许成风双目通红,不知道是不是急哭了,声音也嘶哑了,俯下身对陶景说:“学长,我在呢,你别怕啊,没事了。”
陶景茫然地问:“我怎么了?我在哪儿?”
许成风在他额头上轻轻吻了一下:“你在医院。你在车上突发急性心肌炎,被司机送过来的。……你要不要喝水?我给你拿……”
陶景清醒过来了,记忆回笼,他一把抓住许成风的手,用了他此刻能使出来的最大的力气,指甲掐进许成风肉里。
“怎么了?”许成风痛得皱眉,低头看他,“哪里不舒服?”
陶景盯着他,一字一字地说:“我跟你之间的事,与别人无关。翟光明是无辜的,你放过他。”
“你先别管别人了,”许成风深吸了一口气,轻声哄道,“医生说了你这个病跟劳累、思虑过度有关系,你能不能先好好休息?”
陶景不放手,他撑起上半身,靠近许成风,低吼道:“你现在就给你找的那些人打电话,让他们别再找翟老师的麻烦,你不打,我就不闭眼睛。”
“……”许成风闭了下眼睛,这都到生死攸关的时候了,陶景居然还想着那个人?!他憋了一肚子暗火,但现在陶景生病了,心疼终究压过生气占了上风,许成风搂着陶景,把他放回枕头上,温声说:“好好好,我打,你说什么我都答应,行了吧?你别生气,好好休息。

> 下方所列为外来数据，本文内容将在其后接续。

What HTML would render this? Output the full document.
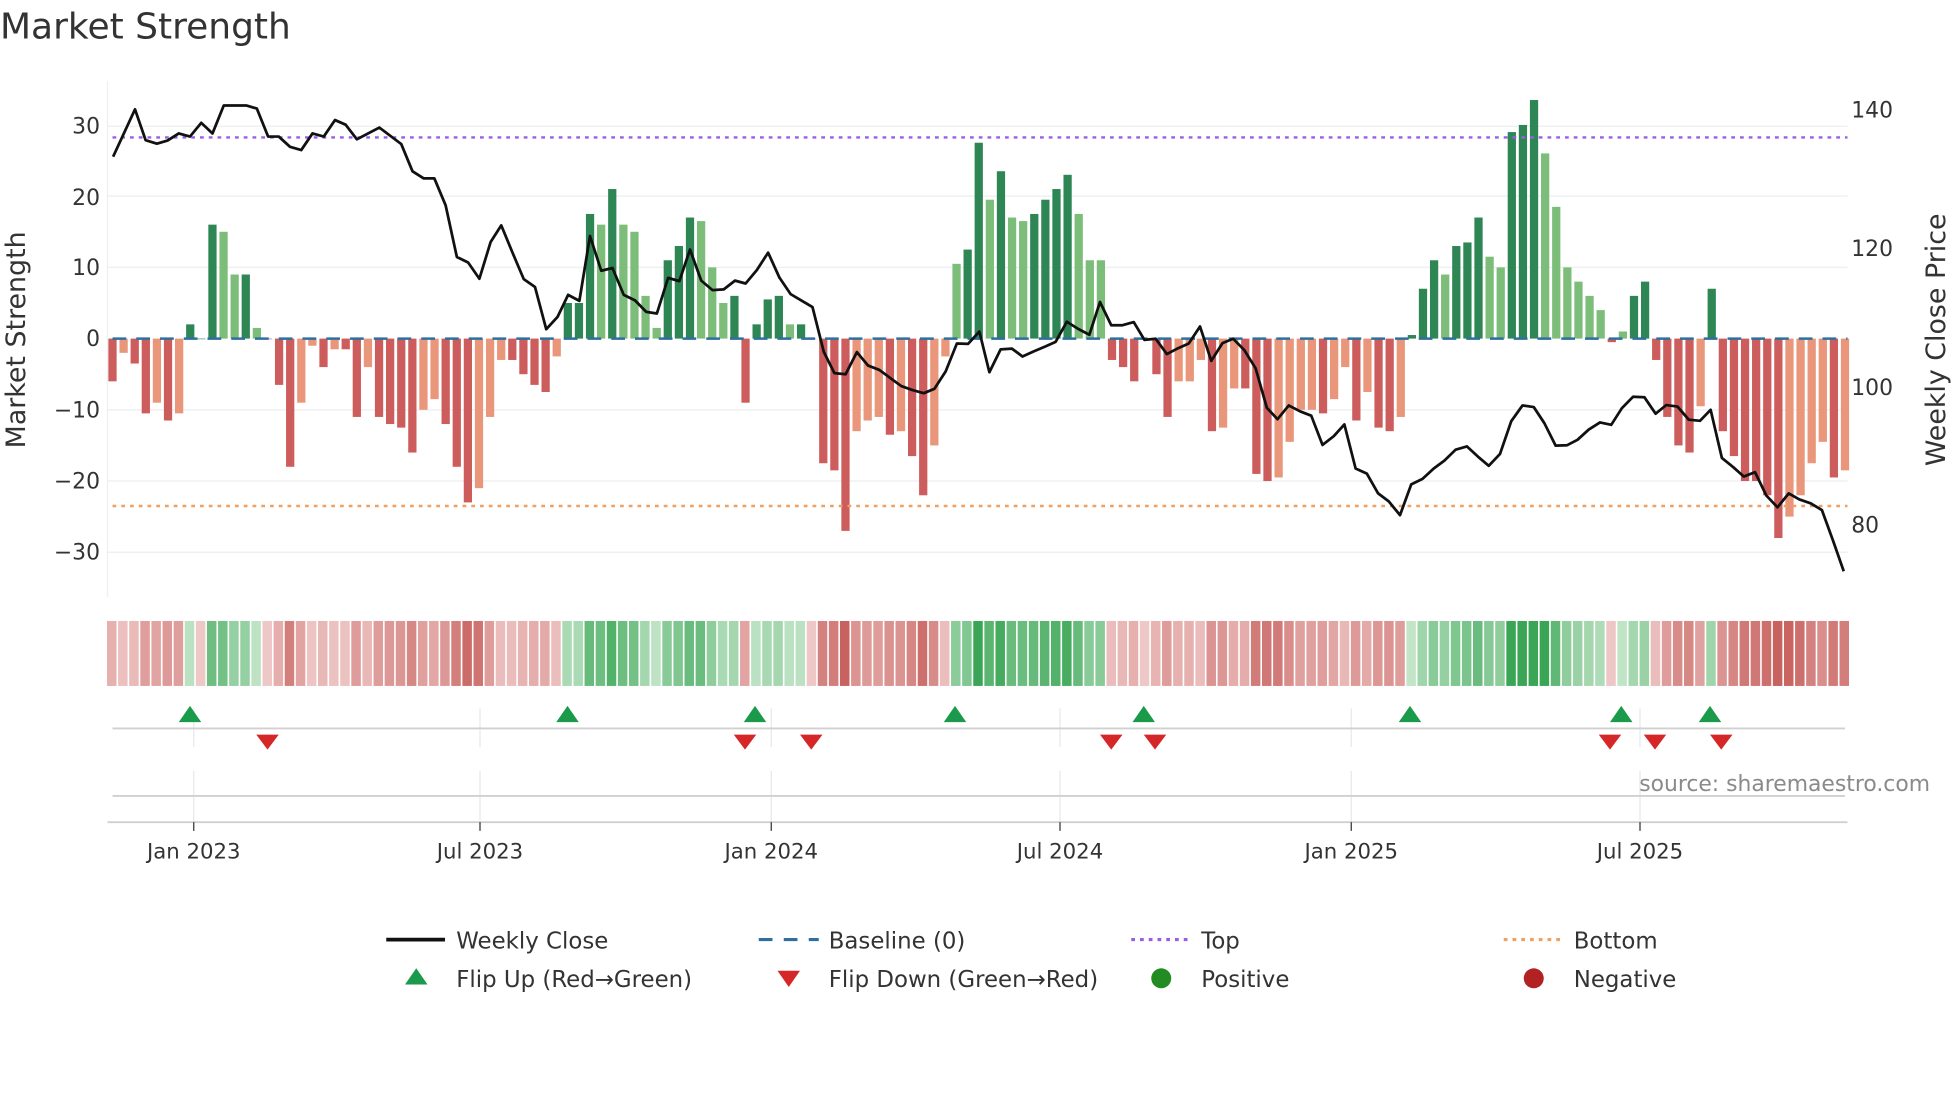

”
陶景听着许成风打了一个又一个电话,终于撑不住睡了过去。
他出院以后,就被许成风接到了许家的大别墅里,那时候许家父母正好出国度假去了,整个大宅子许成风一个人说了算。
陶景就被他半强迫地安置在那里养病。
那时候的情形,倒是跟现在十分相似。
连这别墅的豪华程度都不相上下。
车子很快到了一座三层小楼下,陶景跟着许成风下了车。
两个人的目光再次交汇,许成风再次心虚地撇开了视线,他心里已经被回忆折磨得千疮百孔,但表面上还得继续装,他轻咳了一声,似笑非笑地说:“陶景哥哥,到了,进去吧,以后这里就是我们的家。我相信,你会喜欢这里的。”